— Start Given records —

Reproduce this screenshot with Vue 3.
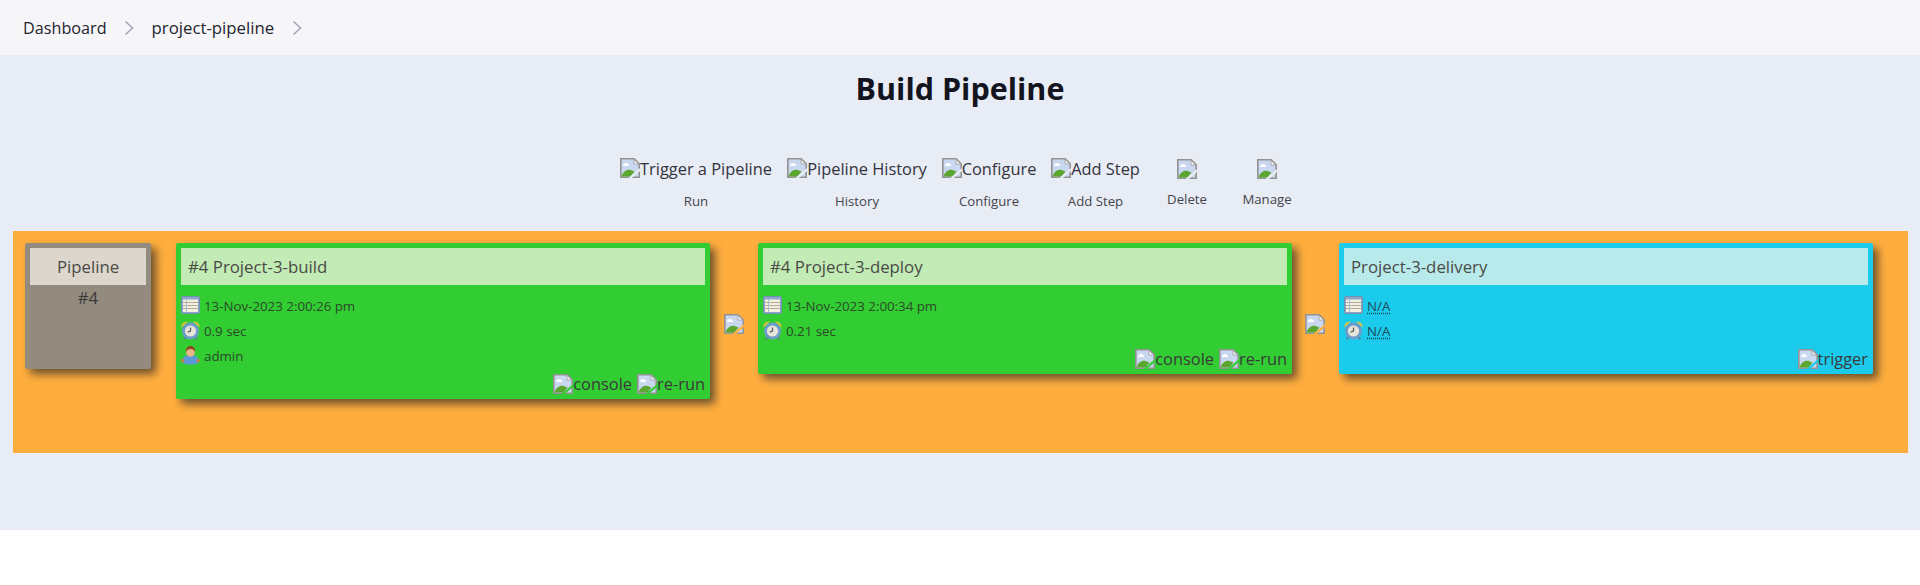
<script setup>
const tools = [
  { alt: 'Trigger a Pipeline', label: 'Run', cls: 'run' },
  { alt: 'Pipeline History', label: 'History', cls: 'history' },
  { alt: 'Configure', label: 'Configure', cls: 'configure' },
  { alt: 'Add Step', label: 'Add Step', cls: 'addstep' },
  { alt: '', label: 'Delete', cls: 'delete' },
  { alt: '', label: 'Manage', cls: 'manage' },
]
</script>

<template>
  <div class="page">
    <svg class="defs" width="0" height="0">
      <symbol id="broken" viewBox="0 0 20 20">
        <path d="M.8.8h13.400l5 5v13.400H.8z" fill="#c9d8f0" stroke="#939393" stroke-width="1.600" />
        <path d="M14 1.500v4.500h4.500z" fill="#fff" stroke="#a0a0a0" stroke-width=".9" />
        <path d="M3.500 6.500c1-2 4-2 5 0 1 .5 1 1.500 0 1.500h-5c-1 0-1-1 0-1.500z" fill="#fff" />
        <path d="M1.500 18.500c1.500-5 5.500-7.500 9-6.500l4 1.500-4 5z" fill="#5aa62e" />
        <path d="M9.500 20.500 20.500 11" stroke="var(--cut)" stroke-width="2.200" />
      </symbol>
      <symbol id="calendar" viewBox="0 0 19 19">
        <rect x=".5" y=".5" width="18" height="17" rx="1.500" fill="#8aa6cb" stroke="#7890b0" />
        <rect x="2" y="3.500" width="15" height="12.500" fill="#f3efe1" />
        <path d="M2 6.500h15M2 9.500h15M2 12.500h15" stroke="#b3ab98" stroke-width="1" />
        <path d="M5.500 3.500V16" stroke="#a9bcd6" />
      </symbol>
      <symbol id="clock" viewBox="0 0 19 19">
        <path d="M.3 6.500C.3 2.500 2.800.5 7 .5zM18.700 6.500c0-4-2.500-6-6.700-6z" fill="#e3c33a" />
        <path d="M4 16 3 18.500M15 16l1 2.500" stroke="#5f7f9f" stroke-width="2" />
        <circle cx="9.500" cy="10" r="8.500" fill="#6e9ccb" />
        <circle cx="9.500" cy="10" r="5.600" fill="#e6e6dc" />
        <path d="M9.500 6.500V10l-2.800 1.200" fill="none" stroke="#5c5c5c" stroke-width="1.300" />
      </symbol>
      <symbol id="user" viewBox="0 0 19 19">
        <path d="M1 15.500c0-4 3-6.500 8.500-6.500s8.500 2.500 8.500 6.500c0 1.800-2.500 3-8.500 3S1 17.300 1 15.500z" fill="#5c99d9" />
        <circle cx="1.800" cy="14.800" r="1.700" fill="#c2803f" />
        <circle cx="17.200" cy="14.800" r="1.700" fill="#c2803f" />
        <ellipse cx="9.500" cy="5.800" rx="4.500" ry="5" fill="#e9b48a" />
        <path d="M5 6C4.300 2.500 6.500 0 9.500 0S14.700 2.500 14 6c-1-2.300-2.300-3-4.500-3S6 3.700 5 6z" fill="#8a4a1f" />
      </symbol>
    </svg>

    <header class="topbar">
      <span class="crumb">Dashboard</span>
      <svg class="chev" viewBox="0 0 10 16"><path d="M1.500 1.500 8.500 8l-7 6.500" /></svg>
      <span class="crumb project">project-pipeline</span>
      <svg class="chev" viewBox="0 0 10 16"><path d="M1.500 1.500 8.500 8l-7 6.500" /></svg>
    </header>

    <main class="main">
      <h1 class="title">Build Pipeline</h1>

      <div class="toolbar">
        <div v-for="t in tools" :key="t.label" class="tool" :class="t.cls">
          <div class="tool-img">
            <svg class="img"><use href="#broken" /></svg><span v-if="t.alt">{{ t.alt }}</span>
          </div>
          <div class="tool-label">{{ t.label }}</div>
        </div>
      </div>

      <div class="pipeline">
        <div class="card grey head-card">
          <div class="card-head center">Pipeline</div>
          <div class="rev">#4</div>
        </div>

        <div class="card green">
          <div class="card-head">#4 Project-3-build</div>
          <div class="rows">
            <div class="row"><svg class="ico"><use href="#calendar" /></svg>13-Nov-2023 2:00:26 pm</div>
            <div class="row"><svg class="ico"><use href="#clock" /></svg>0.9 sec</div>
            <div class="row"><svg class="ico"><use href="#user" /></svg>admin</div>
          </div>
          <div class="actions">
            <span class="act"><svg class="img"><use href="#broken" /></svg>console</span>
            <span class="act"><svg class="img"><use href="#broken" /></svg>re-run</span>
          </div>
        </div>

        <svg class="img arrow"><use href="#broken" /></svg>

        <div class="card green">
          <div class="card-head">#4 Project-3-deploy</div>
          <div class="rows">
            <div class="row"><svg class="ico"><use href="#calendar" /></svg>13-Nov-2023 2:00:34 pm</div>
            <div class="row"><svg class="ico"><use href="#clock" /></svg>0.21 sec</div>
          </div>
          <div class="actions">
            <span class="act"><svg class="img"><use href="#broken" /></svg>console</span>
            <span class="act"><svg class="img"><use href="#broken" /></svg>re-run</span>
          </div>
        </div>

        <svg class="img arrow last"><use href="#broken" /></svg>

        <div class="card blue">
          <div class="card-head">Project-3-delivery</div>
          <div class="rows">
            <div class="row"><svg class="ico"><use href="#calendar" /></svg><a class="na">N/A</a></div>
            <div class="row"><svg class="ico"><use href="#clock" /></svg><a class="na">N/A</a></div>
          </div>
          <div class="actions">
            <span class="act"><svg class="img"><use href="#broken" /></svg>trigger</span>
          </div>
        </div>
      </div>
    </main>
  </div>
</template>

<style>
body {
  margin: 0;
  background: #fff;
}
</style>

<style scoped>
.page {
  font-family: "Open Sans", "Noto Sans", sans-serif;
  color: #14141f;
  --cut: #e8ecf4;
}
.defs {
  position: absolute;
}
.topbar {
  height: 55px;
  background: #f6f6f9;
  display: flex;
  align-items: center;
  padding-left: 23px;
  box-sizing: border-box;
}
.crumb {
  font-size: 16.200px;
  font-weight: 500;
  color: #24242e;
}
.crumb.project {
  font-size: 16.800px;
}
.chev {
  width: 10px;
  height: 16px;
  margin: 0 17.500px;
  fill: none;
  stroke: #a5a5b8;
  stroke-width: 1.500;
}
.main {
  background: #e8ecf4;
  height: 475px;
  overflow: hidden;
}
.title {
  margin: 12px 0 0;
  text-align: center;
  font-size: 30.500px;
  line-height: 42px;
  font-weight: 700;
}
.toolbar {
  margin-top: 47px;
  display: flex;
  justify-content: center;
  gap: 13px;
}
.tool {
  text-align: center;
  color: #33333d;
}
.run { width: 154px; }
.history { width: 142px; }
.configure { width: 96px; }
.addstep { width: 91px; }
.delete { width: 66px; margin-top: 1px; }
.manage { width: 68px; margin-top: 1px; }
.tool-img {
  display: flex;
  justify-content: center;
  align-items: center;
  height: 24px;
  font-size: 16.400px;
  white-space: nowrap;
}
.tool-label {
  margin-top: 12px;
  font-size: 13.200px;
  line-height: 18px;
  color: #44444e;
}
.delete .tool-label,
.manage .tool-label {
  margin-top: 9px;
}
.img {
  width: 20px;
  height: 20px;
  flex: none;
}
.pipeline {
  margin: 21px 12px 0 13px;
  height: 222px;
  background: #ffae3e;
  padding: 12px;
  box-sizing: border-box;
  display: flex;
  align-items: flex-start;
  gap: 14px;
  --cut: #ffae3e;
}
.card {
  width: 534px;
  padding: 5px;
  box-sizing: border-box;
  border-radius: 2px;
  box-shadow: 5px 5px 9px rgba(60, 50, 40, 0.75);
  flex: none;
  color: #3a3a3a;
}
.green {
  background: #32cd32;
  --cut: #32cd32;
}
.blue {
  background: #1acbeb;
  --cut: #1acbeb;
}
.grey {
  background: #948b7f;
}
.head-card {
  width: 126px;
  height: 126px;
  margin-right: 11px;
}
.card-head {
  height: 37px;
  line-height: 37px;
  padding-left: 7px;
  font-size: 16.800px;
  background: #c3ebb5;
  color: #4a4a46;
}
.blue .card-head {
  background: #b8eaeb;
}
.grey .card-head {
  background: #ddd6cd;
}
.card-head.center {
  padding-left: 0;
  text-align: center;
}
.rev {
  text-align: center;
  margin-top: 2px;
  font-size: 16.800px;
  line-height: 22px;
  color: #3a3a3a;
}
.rows {
  margin-top: 8px;
}
.row {
  height: 25px;
  display: flex;
  align-items: center;
  font-size: 13.300px;
  color: #2a4a2a;
}
.blue .row {
  color: #1f4a58;
}
.ico {
  width: 19px;
  height: 19px;
  margin-right: 4px;
  flex: none;
}
.na {
  text-decoration: underline dotted;
  text-underline-offset: 2px;
}
.actions {
  margin-top: 6px;
  height: 20px;
  display: flex;
  justify-content: flex-end;
  gap: 5px;
}
.act {
  display: flex;
  align-items: center;
  font-size: 16.400px;
  line-height: 20px;
}
.arrow {
  margin-top: 71px;
}
.arrow.last {
  margin-left: -1px;
}
</style>
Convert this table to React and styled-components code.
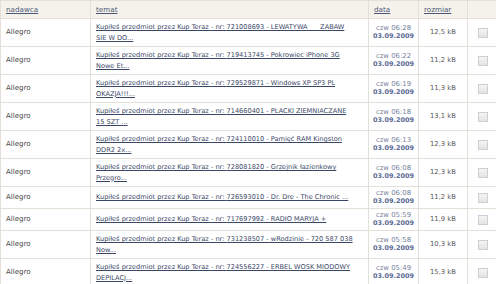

— End Given records —

Copy out the lines that hold "this".

Reproduce this screenshot with Vue 3.
Convert this table to React and styled-components code.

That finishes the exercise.